TASK DESCRIPTION:
Identify every line in the records below that contains the word "React", and reproduce each one.
========
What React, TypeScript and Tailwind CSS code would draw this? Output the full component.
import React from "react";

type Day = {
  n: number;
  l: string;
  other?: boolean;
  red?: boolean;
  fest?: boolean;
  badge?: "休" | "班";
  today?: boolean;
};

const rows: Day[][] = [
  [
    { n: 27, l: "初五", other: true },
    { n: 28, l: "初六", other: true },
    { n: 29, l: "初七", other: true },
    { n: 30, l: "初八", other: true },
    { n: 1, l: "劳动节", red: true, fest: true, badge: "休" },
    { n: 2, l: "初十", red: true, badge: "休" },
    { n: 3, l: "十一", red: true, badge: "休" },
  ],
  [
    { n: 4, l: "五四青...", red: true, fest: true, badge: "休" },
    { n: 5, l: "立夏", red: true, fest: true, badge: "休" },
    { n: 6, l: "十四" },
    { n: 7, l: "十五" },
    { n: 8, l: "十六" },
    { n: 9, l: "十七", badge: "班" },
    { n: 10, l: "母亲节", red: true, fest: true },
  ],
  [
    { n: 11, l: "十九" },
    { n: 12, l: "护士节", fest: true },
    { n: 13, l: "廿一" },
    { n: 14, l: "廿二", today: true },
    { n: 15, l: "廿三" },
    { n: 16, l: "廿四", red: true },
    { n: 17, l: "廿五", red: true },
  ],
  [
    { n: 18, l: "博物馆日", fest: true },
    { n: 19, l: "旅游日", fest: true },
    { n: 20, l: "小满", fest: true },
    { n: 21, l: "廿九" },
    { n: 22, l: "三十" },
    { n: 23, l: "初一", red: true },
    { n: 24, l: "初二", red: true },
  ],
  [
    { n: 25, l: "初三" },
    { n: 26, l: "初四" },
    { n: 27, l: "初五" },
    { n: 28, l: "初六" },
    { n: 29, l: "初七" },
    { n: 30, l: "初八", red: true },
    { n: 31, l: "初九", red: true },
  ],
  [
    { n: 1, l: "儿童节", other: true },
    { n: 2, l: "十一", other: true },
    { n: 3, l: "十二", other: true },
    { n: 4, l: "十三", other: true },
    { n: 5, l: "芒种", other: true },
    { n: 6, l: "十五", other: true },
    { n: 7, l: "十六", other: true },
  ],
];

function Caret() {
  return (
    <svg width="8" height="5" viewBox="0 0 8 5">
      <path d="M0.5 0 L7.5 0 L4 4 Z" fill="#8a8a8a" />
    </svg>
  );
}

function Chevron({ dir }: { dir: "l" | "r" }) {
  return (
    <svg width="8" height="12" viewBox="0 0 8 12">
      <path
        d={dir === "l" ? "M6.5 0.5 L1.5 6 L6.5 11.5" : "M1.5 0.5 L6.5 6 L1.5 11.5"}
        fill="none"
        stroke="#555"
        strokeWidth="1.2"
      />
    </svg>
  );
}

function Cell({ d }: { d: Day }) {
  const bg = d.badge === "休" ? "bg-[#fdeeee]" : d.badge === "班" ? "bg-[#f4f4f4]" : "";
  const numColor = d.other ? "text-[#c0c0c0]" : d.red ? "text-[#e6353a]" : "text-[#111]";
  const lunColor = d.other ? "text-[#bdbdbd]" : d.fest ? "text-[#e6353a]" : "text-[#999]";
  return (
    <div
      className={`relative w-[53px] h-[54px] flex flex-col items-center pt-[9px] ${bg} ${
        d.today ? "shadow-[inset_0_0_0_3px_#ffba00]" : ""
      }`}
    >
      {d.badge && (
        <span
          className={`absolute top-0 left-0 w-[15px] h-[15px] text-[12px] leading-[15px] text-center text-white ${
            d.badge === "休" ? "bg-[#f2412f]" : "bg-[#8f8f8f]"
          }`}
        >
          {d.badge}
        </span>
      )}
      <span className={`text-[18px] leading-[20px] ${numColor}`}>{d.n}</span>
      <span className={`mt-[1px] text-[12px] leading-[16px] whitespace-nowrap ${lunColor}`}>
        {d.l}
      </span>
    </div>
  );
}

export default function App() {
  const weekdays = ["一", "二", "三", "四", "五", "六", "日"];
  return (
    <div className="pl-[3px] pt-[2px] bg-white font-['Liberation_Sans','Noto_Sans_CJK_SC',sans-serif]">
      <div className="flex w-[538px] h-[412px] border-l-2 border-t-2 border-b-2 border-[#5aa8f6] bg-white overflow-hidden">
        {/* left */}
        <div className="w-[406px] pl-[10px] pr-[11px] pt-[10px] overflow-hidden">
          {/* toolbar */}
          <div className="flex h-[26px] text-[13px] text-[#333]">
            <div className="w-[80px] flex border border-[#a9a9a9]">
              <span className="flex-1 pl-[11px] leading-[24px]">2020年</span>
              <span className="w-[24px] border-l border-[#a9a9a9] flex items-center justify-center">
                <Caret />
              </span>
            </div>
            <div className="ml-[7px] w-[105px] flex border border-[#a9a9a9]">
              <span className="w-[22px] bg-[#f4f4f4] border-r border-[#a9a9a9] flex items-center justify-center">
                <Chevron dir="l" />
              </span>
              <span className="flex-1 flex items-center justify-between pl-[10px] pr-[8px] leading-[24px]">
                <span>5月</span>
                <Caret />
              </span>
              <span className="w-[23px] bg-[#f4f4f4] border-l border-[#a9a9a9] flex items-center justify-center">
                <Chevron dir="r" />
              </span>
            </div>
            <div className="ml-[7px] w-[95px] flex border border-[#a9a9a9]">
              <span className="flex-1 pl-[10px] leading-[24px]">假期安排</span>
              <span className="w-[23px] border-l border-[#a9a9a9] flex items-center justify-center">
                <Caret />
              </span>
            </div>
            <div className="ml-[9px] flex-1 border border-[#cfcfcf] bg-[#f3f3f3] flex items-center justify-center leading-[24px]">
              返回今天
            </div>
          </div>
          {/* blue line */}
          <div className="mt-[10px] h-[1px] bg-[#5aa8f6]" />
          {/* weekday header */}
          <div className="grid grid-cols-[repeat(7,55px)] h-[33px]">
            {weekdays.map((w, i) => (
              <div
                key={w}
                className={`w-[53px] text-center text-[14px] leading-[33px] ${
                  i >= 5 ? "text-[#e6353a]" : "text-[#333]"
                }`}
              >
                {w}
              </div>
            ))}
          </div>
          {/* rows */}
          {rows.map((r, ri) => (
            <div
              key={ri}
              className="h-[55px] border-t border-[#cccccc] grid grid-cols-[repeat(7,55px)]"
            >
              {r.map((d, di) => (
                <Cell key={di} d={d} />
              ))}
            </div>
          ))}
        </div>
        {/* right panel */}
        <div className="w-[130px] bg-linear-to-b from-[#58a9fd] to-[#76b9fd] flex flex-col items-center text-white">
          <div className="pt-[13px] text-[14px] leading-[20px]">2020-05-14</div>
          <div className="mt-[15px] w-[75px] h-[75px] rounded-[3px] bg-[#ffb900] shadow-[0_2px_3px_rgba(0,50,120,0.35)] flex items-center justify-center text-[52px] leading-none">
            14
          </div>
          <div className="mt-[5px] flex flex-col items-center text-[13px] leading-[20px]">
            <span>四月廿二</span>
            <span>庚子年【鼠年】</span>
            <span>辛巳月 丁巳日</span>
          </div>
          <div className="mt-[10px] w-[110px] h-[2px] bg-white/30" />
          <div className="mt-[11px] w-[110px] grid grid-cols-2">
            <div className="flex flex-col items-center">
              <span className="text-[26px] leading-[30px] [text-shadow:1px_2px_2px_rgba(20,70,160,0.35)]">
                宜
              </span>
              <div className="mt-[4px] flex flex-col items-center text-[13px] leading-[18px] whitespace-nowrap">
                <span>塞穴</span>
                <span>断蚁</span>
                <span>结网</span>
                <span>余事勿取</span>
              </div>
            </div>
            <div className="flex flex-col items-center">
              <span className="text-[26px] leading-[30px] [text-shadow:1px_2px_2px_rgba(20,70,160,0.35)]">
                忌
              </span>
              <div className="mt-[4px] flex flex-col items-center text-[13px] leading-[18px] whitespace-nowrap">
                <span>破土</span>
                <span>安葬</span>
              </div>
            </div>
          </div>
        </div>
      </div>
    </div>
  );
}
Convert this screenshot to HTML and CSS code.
========
THE OUTPUT:
What React, TypeScript and Tailwind CSS code would draw this? Output the full component.
import React from "react";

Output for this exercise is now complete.